The Hindus of Katni had to flee to India to escape the ravages of the Pakistani army, for whom any Hindu was fair game. In the crowded refugee camps across the border, two of Hari's brothers died, probably of cholera. In retrospect, Hari said he had more to eat in the camps than he did when he returned to Bangladesh. Still he told us, "If we Hindus ever have to Bee again, I'll just stay here. Everyone has to die once, and I would rather do it at home."

When Hari and Komla returned to Katni after the war, they had nothing. Their house had been looted; even the walls had been stolen. Despite the promises of government officials, they received no reliefno food, no clothing, no blankets. Echoing poor people throughout Bangladesh, they maintained that corrupt local leaders sold these relief goods on the black market. Hari and Komla struggled to make ends meet, but rising rice prices cut into the value of their already meager wages.

In the autumn of 1974, when rice sold at 10 times its preindependence level, Hari and Komla came face-to-face with famine. "I had no work, and we had nothing to eat," Hari recalled. "We begged from house to house, but no one had much to give. One day when l went to town, I saw hundreds of poor people living in the streets. The gutters were filled with their excrement. What an awful stench! People sat outside restaurants waiting for the cook to throw out a few scraps. I saw people fighting over the intestines of a chicken. I saw people selling their children in the bazaar."

"Later the government set up a gruel kitchen in the town. One day I went with my brother Kirot. We waited all day, and each got one roti (a piece of unleavened bread). Who can live on one roti a day? I decided I would rather die here than in town. My wife and I collected wild greens and roots, and when we weren't looking for food, we slept. When the children's cries woke us, we went out again to search for food. Kirot and his wife died at the gruel kitchen. That's why their daughter Gopi lives with us now."

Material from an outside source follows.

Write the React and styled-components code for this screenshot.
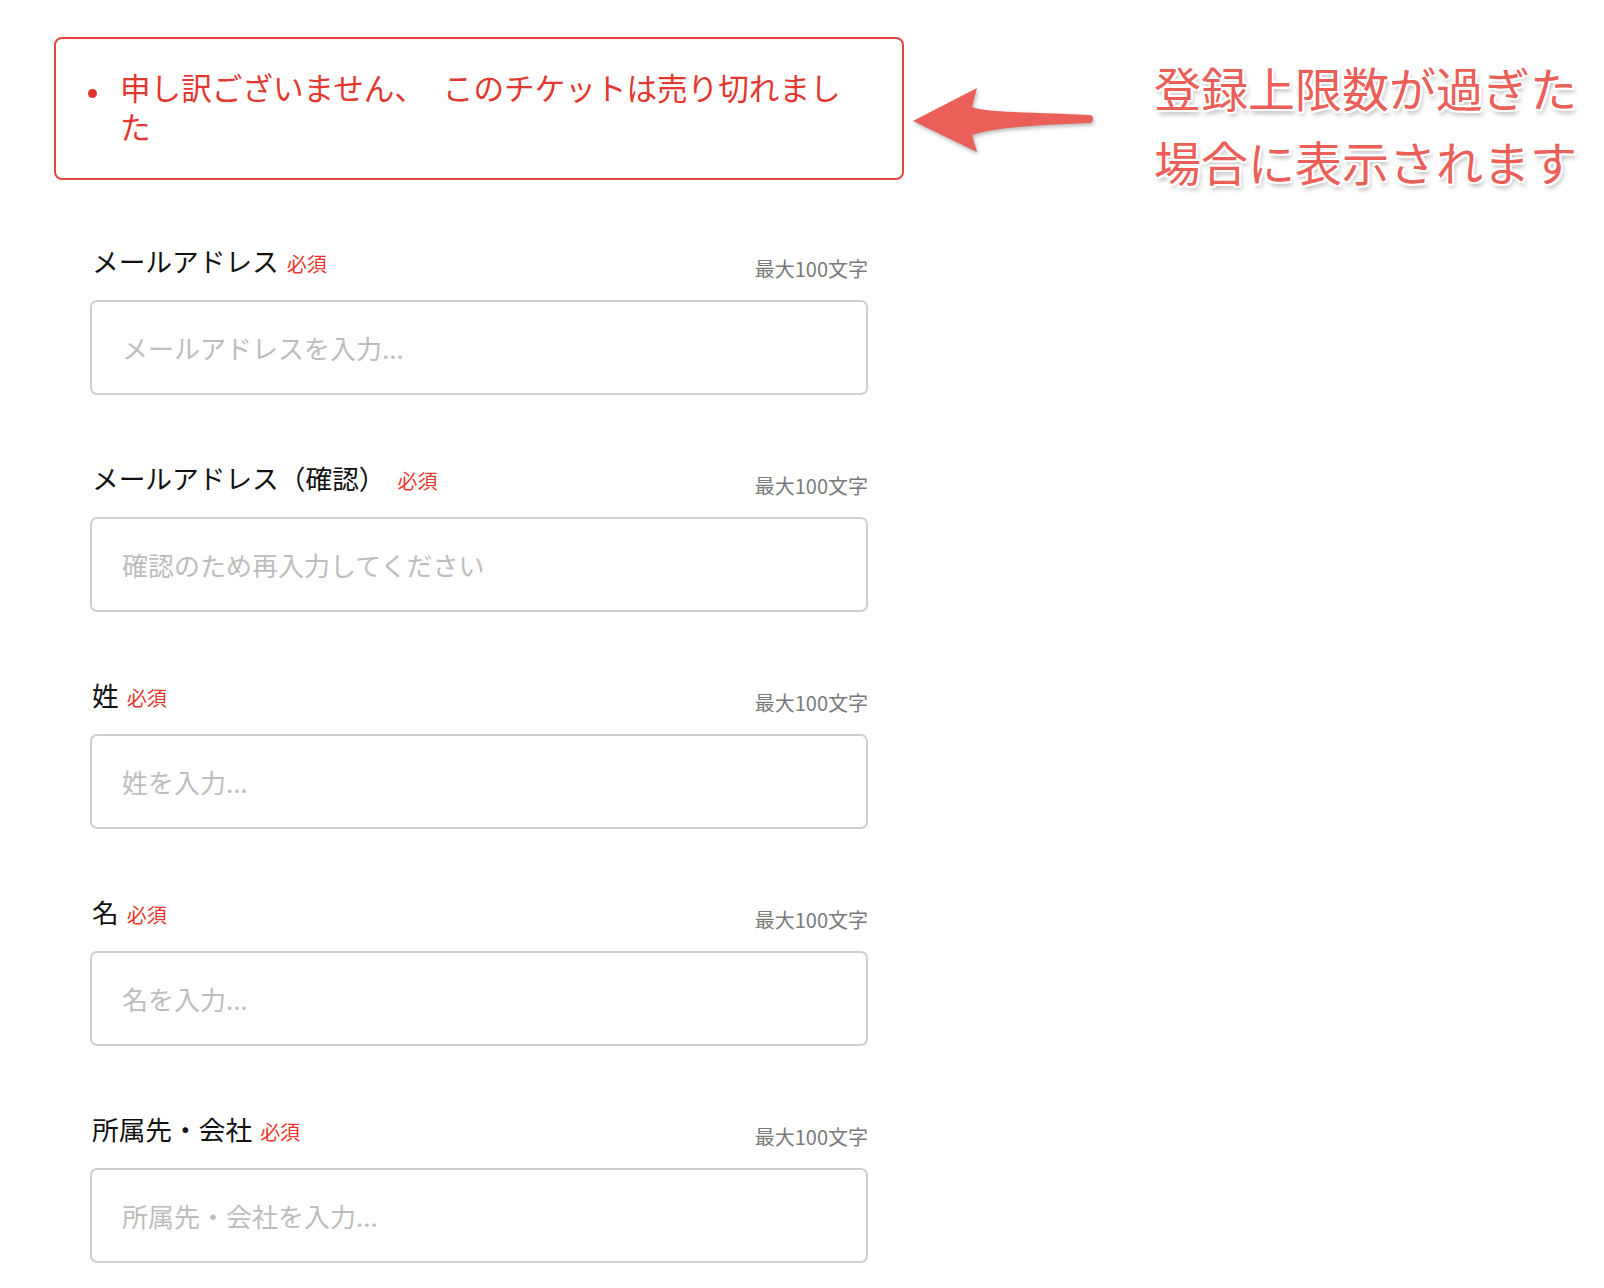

The famine had passed by the time we arrived in Katni, but Hari and Komla were still living dangerously close to the margin. During the planting and harvesting of the crops they could find work, but in the slack seasons they often went for days without a decent meal. Hari's health slowly deteriorated. He was trapped in a vicious cycle: without work he could not eat, not eating made him weak, and because he was weak, employers did not want to hire him.

In the lean season before the autumn harvest of 1975 rice prices were unusually low because hoarders had unloaded their rice stocks in the uncertainty following Sheikh Mujib's assassination. But the low prices did not help Hari, who had no cash. Komla spent hours foraging for edible weeds and roots, while Hari searched from village to village for work. They sent their children to the town bazaar to collect the grains which spilled around the rice merchants' stalls. As the cool, damp nights of winter set in, Hari caught a cold. His body, weakened by hunger, could not resist it. Within a week he was dead.

Komla's face was knit in a permanent expression of despair. Villagers promised her work after the harvest, and some gave her a little rice when she begged at their houses, but their generosity was limited by their own poverty. Komla worried about her sari, which was falling to pieces. "This sari will last another month, no longer," she told Betsy. "What will I wear after that? How will I leave my house to look for work? My husband never earned much, but at least he shared my worries. Now I have to face the world alone."

Komla realized she would share the same fate as the other beggar women who passed through Katni-a life of unrelenting hunger. ''People say I will die like my husband, like his brothers and their wives," she confided. "But until then I must try to feed the children."